Less Than Half of Southwest Border Secure, Government Report Says
Published February 19, 2011 | FoxNews.com
Oct. 18: Secretary of Homeland Security Janet Napolitano looks at an infrared scope pointed at the border fence and Tijuana, Mexico during a visit with California National Guard troops on a hill overlooking the border during a brief tour in San Diego.
Just one month after Homeland Security Janet Napolitano announced the cancellation of a troubled virtual fence project along the southwest border, a new government report says that less than half of the 2,000 miles separating the U.S. and Mexico is "operationally controlled" by the Border Patrol.
The Government Accountability Office report, released this week, found that only 129 miles are under "full control" of the Border Patrol, leaving the rest "vulnerable to cross-border illegal activity."
The study examined the Border Patrol's ability to detect and respond not only to illegal activity on the immediate border but also after entry into the U.S.
The report found that 873 miles are under "operational control," which is only 44 percent of the entire Southern border. But the report said the 837 miles is on average an increase of 126 miles each year since 2005.
Republicans have seized on the report, saying it contradicts Napolitano's recent remarks that the administration's "border security approach is working."
"It is outrageous that DHS officials would make claims that the border is secure when according to the nonpartisan Government Accountability Office, the Border Patrol has 'operational control' over less than half of the Southwest border," Texas Rep. Lamar Smith, the chairman of the House Judiciary Committee, said in a statement.
"Forty-four percent is a failing grade," he said. "Administration officials are either blissfully unaware of the massive holes in security along the Southern border or are intentionally misleading the American people. Neither is acceptable."
The department has vigorously defended its efforts on the border ever since Napolitano canceled the SBInet, a project that aimed to implement a system of cameras and sensors which would allow officers to monitor crossings and dispatch Border Patrol agents to catch anyone entering the U.S. illegally.
The department is now pursuing a "new path forward" for security along the border that includes different technologies in different areas, Napolitano has said.
The department has noted that the administration has doubled the number of agents since 2004 to more than 20,500 and that the deployment last year of 1,200 National Guard troops and other initiatives have helped border officials seize more cash, more illegal drugs and more illegal weapons over the past two years.
But Napolitano said this week that the numbers need to improve faster in the Tucson sector, one of the most highly trafficked areas of Arizona.
The GAO report comes on the same week that a drug cartel in Mexico killed a federal agent and wounded another, prompting calls from Republicans for increased security measures.
In President Obama's budget for next fiscal year, which was released this week, he requests $43.2 billion for homeland security, an increase of $300 million from last year.
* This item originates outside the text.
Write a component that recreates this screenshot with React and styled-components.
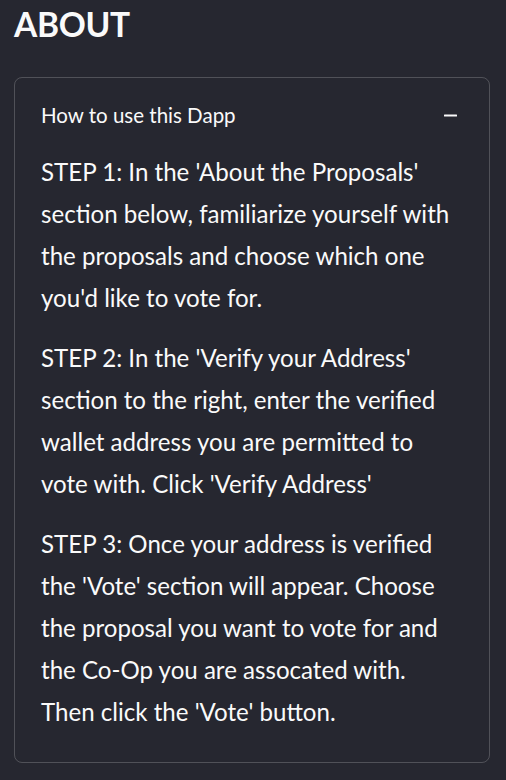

The Republican-controlled House just passed a spending bill that gives $41.5 billion to the department, a 3 percent decrease from 2010.
Napolitano told the Senate Homeland Security Committee this week that the president's request would enable the department to secure the border.
"At the border itself, you need manpower, you need technology, you need infrastructure," she said. "Some of the things in the president's budget will really assist in this regard because they will allow us to complete some interoperability projects in terms of communications along the border."